Week 2- Starting Your Article

  • Types of academic articles are described as are the weight they each have on a hiring committee- very helpful for a graduate student.  Unfortunately, the article I have chosen to pursue doesn’t seem to be among this list.
  • Myths about publishable journal articles- what gets published and why.  Once again, this is very helpful for a student.
  • Ingredients of a good abstract- this is the assignment for the week and the book provides excellent tips and examples.  Not only is developing the abstract an important first step for the writer as it focuses your energy to the topic and argument, but according to APA (1994) “a well-prepared abstract can be the most important paragraph in your article”(qtd. on p.54).
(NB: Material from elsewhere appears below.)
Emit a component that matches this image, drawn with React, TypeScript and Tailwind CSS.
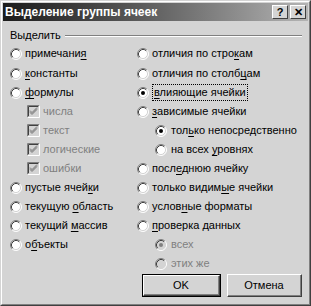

  • Reread your paper & make a list of revision tasks- this is a big one for me.  Not only will I have to cut down the article, I will have to add in newer information and change the narrative focus.
  • Draft the abstract & then SHARE.  This is where I am right now.  I have to draft the abstract and then share it with my writing partner (coordinated by Dr. Kane).  This is what makes writing social and will keep me honest (and on track time-wise).
  • Read a model article- I have actually already done this and have targeted a journal where I would like to submit my work.  I am working backwards from this model to craft my abstract.
  • Revise the abstract- keeping my reviewer’s comments in mind.

OK- off to draft that abstract…no procrastination.